Information security is only growing in importance. Whatever an organization’s mission, product, or service, its information security is paramount.
Many readers of this column have asked me about IT security courses and certifications. Which one is the most suitable and whether these courses are available locally. I want to oblige today and list three essential IT security certifications.
These security certifications can significantly bolster your curriculum vitae and assist in job retention. Generally, choosing which certification you do is dependent on the career road map you have outlined for yourself.
So once you have decided that your career road map is IT security, it is important to appreciate that the best certification for you depends on your education, skills, and goals. For this reason, when pursuing any professional accreditation you should give much care and thought to your experience, skills, goals, education and desired career path.
One of the pre-eminent IT security accreditations is the Certified Information Systems Security Professional (CISSP).
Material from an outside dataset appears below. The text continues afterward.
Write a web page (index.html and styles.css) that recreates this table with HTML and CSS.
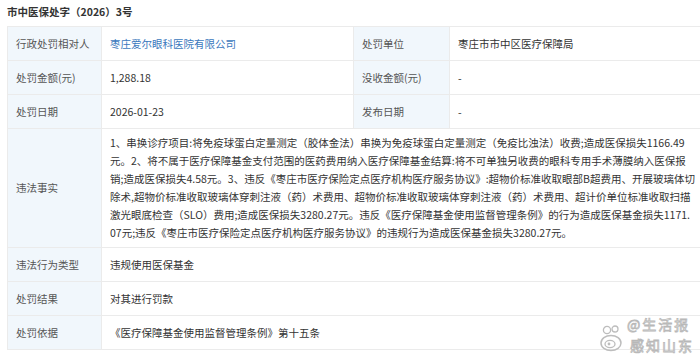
FILE: index.html
```html
<!DOCTYPE html>
<html lang="zh-CN">

<head>
    <meta charset="UTF-8">
    <meta name="viewport" content="width=device-width, initial-scale=1.0">
    <title>行政处罚信息</title>
    <link rel="stylesheet" href="styles.css">
</head>

<body>
    <div class="page">
        <h3 class="doc-title">市中医保处字（2026）3号</h3>

        <table class="info">
            <colgroup>
                <col class="col-label">
                <col class="col-value">
                <col class="col-label2">
                <col class="col-value2">
            </colgroup>
            <tr>
                <td class="label">行政处罚相对人</td>
                <td class="value"><a class="link" href="#">枣庄爱尔眼科医院有限公司</a></td>
                <td class="label">处罚单位</td>
                <td class="value">枣庄市市中区医疗保障局</td>
            </tr>
            <tr>
                <td class="label">处罚金额(元)</td>
                <td class="value">1,288.18</td>
                <td class="label">没收金额(元)</td>
                <td class="value">-</td>
            </tr>
            <tr>
                <td class="label">处罚日期</td>
                <td class="value">2026-01-23</td>
                <td class="label">发布日期</td>
                <td class="value">-</td>
            </tr>
            <tr class="tall">
                <td class="label">违法事实</td>
                <td class="value facts" colspan="3">1、串换诊疗项目:将免疫球蛋白定量测定（胶体金法）串换为免疫球蛋白定量测定（免疫比浊法）收费;造成医保损失1166.49<br>元。2、将不属于医疗保障基金支付范围的医药费用纳入医疗保障基金结算:将不可单独另收费的眼科专用手术薄膜纳入医保报<br>销;造成医保损失4.58元。3、违反《枣庄市医疗保险定点医疗机构医疗服务协议》:超物价标准收取眼部B超费用、开展玻璃体切<br>除术,超物价标准收取玻璃体穿刺注液（药）术费用、超物价标准收取玻璃体穿刺注液（药）术费用、超计价单位标准收取扫描<br>激光眼底检查（SLO）费用;造成医保损失3280.27元。违反《医疗保障基金使用监督管理条例》的行为造成医保基金损失1171.<br>07元;违反《枣庄市医疗保险定点医疗机构医疗服务协议》的违规行为造成医保基金损失3280.27元。</td>
            </tr>
            <tr>
                <td class="label">违法行为类型</td>
                <td class="value" colspan="3">违规使用医保基金</td>
            </tr>
            <tr>
                <td class="label">处罚结果</td>
                <td class="value" colspan="3">对其进行罚款</td>
            </tr>
            <tr>
                <td class="label">处罚依据</td>
                <td class="value" colspan="3">《医疗保障基金使用监督管理条例》第十五条</td>
            </tr>
        </table>
    </div>

    <div class="watermark">
        <svg class="wm-logo" width="24" height="28" viewBox="0 0 24 28">
            <ellipse cx="11" cy="19" rx="10" ry="7.5" fill="none" stroke="#bdbdbd" stroke-width="1.5"/>
            <ellipse cx="10" cy="20" rx="5" ry="3.6" fill="none" stroke="#bdbdbd" stroke-width="1.3"/>
            <circle cx="9" cy="20" r="1.4" fill="#bdbdbd"/>
            <circle cx="7" cy="6" r="3.6" fill="none" stroke="#bdbdbd" stroke-width="1.3"/>
            <circle cx="15" cy="5" r="3" fill="none" stroke="#bdbdbd" stroke-width="1.3"/>
        </svg>
        <div class="wm-text">
            <span class="wm-top">@生活报</span>
            <span class="wm-bottom">感知山东</span>
        </div>
    </div>
</body>

</html>
```

FILE: styles.css
```css
body {
    margin: 0;
    font-family: "Noto Sans CJK SC", "Noto Sans", sans-serif;
    background: #fff;
    overflow: hidden;
    position: relative;
    height: 356px;
}

.page {
    padding-left: 7px;
}

.doc-title {
    margin: 0;
    padding-top: 5px;
    font-size: 10.5px;
    line-height: 14px;
    font-weight: bold;
    color: #333;
}

.info {
    margin-top: 7px;
    width: 720px;
    border-collapse: collapse;
    table-layout: fixed;
    font-size: 10.5px;
}

.col-label {
    width: 94px;
}

.col-value {
    width: 252px;
}

.col-label2 {
    width: 96px;
}

.info td {
    border: 1px solid #ebebeb;
    height: 33px;
    padding: 0 8px;
    vertical-align: middle;
    line-height: 18px;
}

.label {
    background: #f1f7fc;
    color: #555;
}

.value {
    color: #333;
}

.link {
    color: #3a78bd;
    text-decoration: none;
}

.facts {
    padding: 6px 8px;
    white-space: nowrap;
}

.tall td {
    height: 118px;
}

.watermark {
    position: absolute;
    right: 6px;
    bottom: 0;
    display: flex;
    align-items: flex-end;
    gap: 3px;
}

.wm-logo {
    margin-bottom: 4px;
}

.wm-text {
    display: flex;
    flex-direction: column;
    font-size: 14px;
    line-height: 21px;
    color: rgba(255, 255, 255, 0.6);
    -webkit-text-stroke: 0.8px #b8b8b8;
}

.wm-top {
    letter-spacing: 2px;
}

.wm-bottom {
    margin-left: 3px;
    letter-spacing: 2px;
}
```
This certification is administered by the International Information Systems Security Certification Consortium, commonly known as (ISC)². (ISC)² is a global vendor neutral not-for-profit organization that provides various information security certification programs.
CISSP is a globally respected certification that is designed for security industry professionals with at least five years of full-time experience. It is internationally recognized for validating a candidate’s expertise with operations, network and physical security, as well as the ability to manage risk and understand legal compliance responsibilities and other security related elements.
The exam is particularly daunting. It consists of 250 questions with four options each and is six hours long. You can obtain more information from www.isc2.org.
Another accreditation worth pursuing is Security+ offered by the Computing Technology Industry Association (CompTIA). This certification is vendor neutral and recommends at least two years of on-the-job technical networking experience. It validates knowledge on organizational security, cryptography, assessments and audits, access control security systems, access control and network infrastructure. You can find out more about Security+ from www.comptia.org.
There are, of course, other security certifications out there. The Certified Information Security Manager (CISM) certification is for security professionals who manage, design, oversee and/or assess an organization’s information security. CISM is offered by ISACA. The website is www.isaca.org.
Certification in itself is not the end. These certifications should instead be pursued with the aim of enhancing your IT security skills and providing an additional competitive advantage that sets you apart from the crowded IT field.